Es war noch nicht lange her, da war ihr die Mutter gestorben, und sie hatte von derselben auch ein Bett geerbt. Sie nahm es nicht in Gebrauch, schlief sie doch in ihrer Herrschaft Bett; heute aber hatte sie den großen Koffer, in dem sie die Bettstücke verwahrte, aufgeschlossen und einige herausgenommen.
Mit welcher Freude hatte sie es getan und wie beschämte die arme Dienstmagd ihre reiche Frau!

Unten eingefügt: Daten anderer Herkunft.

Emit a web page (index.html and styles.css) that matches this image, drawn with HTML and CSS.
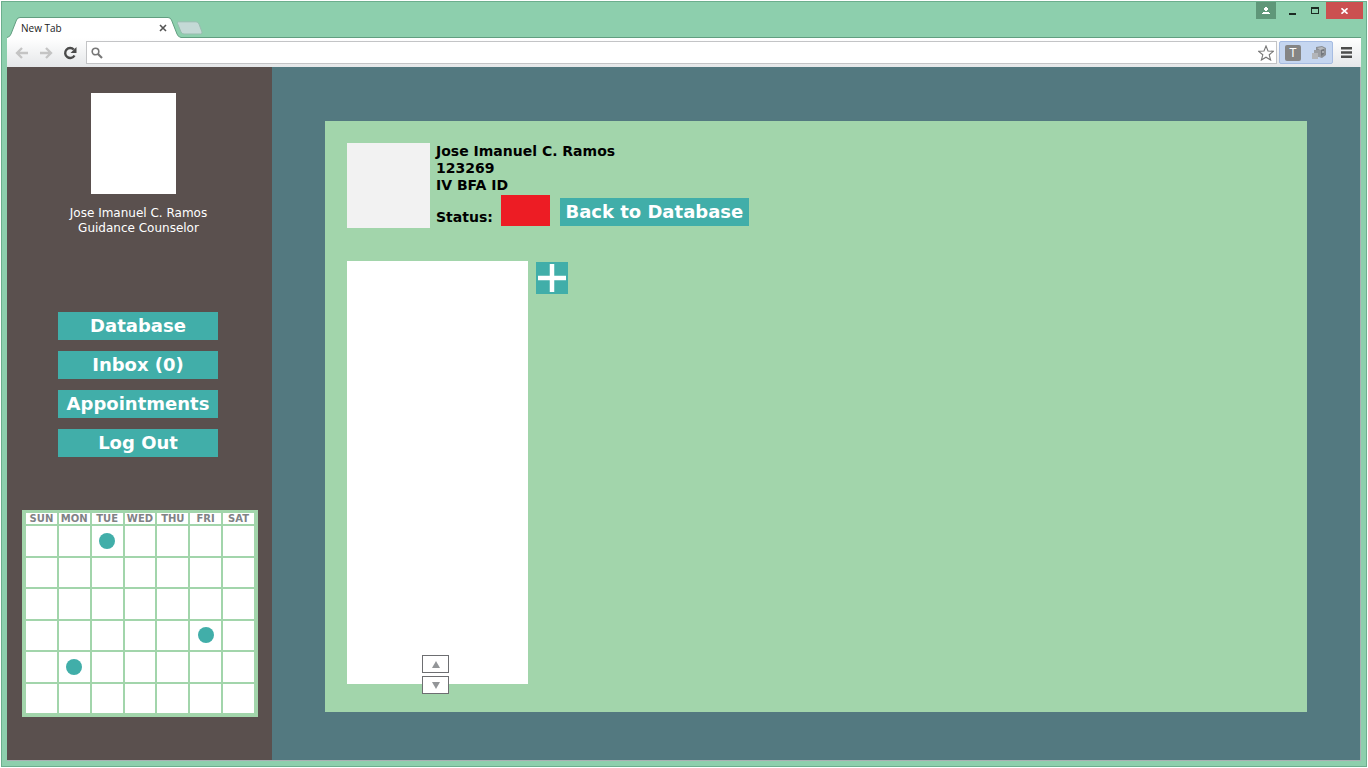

Als Mignon im Bette lag, sagte Christel: »Nun sage dein Nachtgebet, Minchen. Du kannst doch beten?«
Fromm faltete das Kind die Hände und betete, wie sie es bei dem Vater gewohnt war. Zum Schluß setzte es in andächtigem Tone hinzu: »Lieber Gott, laß meinen Papa bald zu mir kommen und gib mir meine Geige wieder! Amen.«
»Schlaf nur ein, mein Minchen,« sagte Christel gerührt, »und gute Nacht. Bald komme ich auch und lege mich dort in das Bett. Aber du darfst es keinem Menschen erzählen, daß du hier schläfst, auch August nicht, hörst du?«
Sie deckte noch einmal Mignon fürsorglich zu und ging dann hinunter in die Küche.
Still und mit demselben mürrischen Gesichte, wie es die Leute stets an ihr gewohnt waren, verrichtete sie ihre Arbeit. Kein Mensch würde ihr die warme, gutherzige Tat, die sie eben vollbracht, zugetraut haben!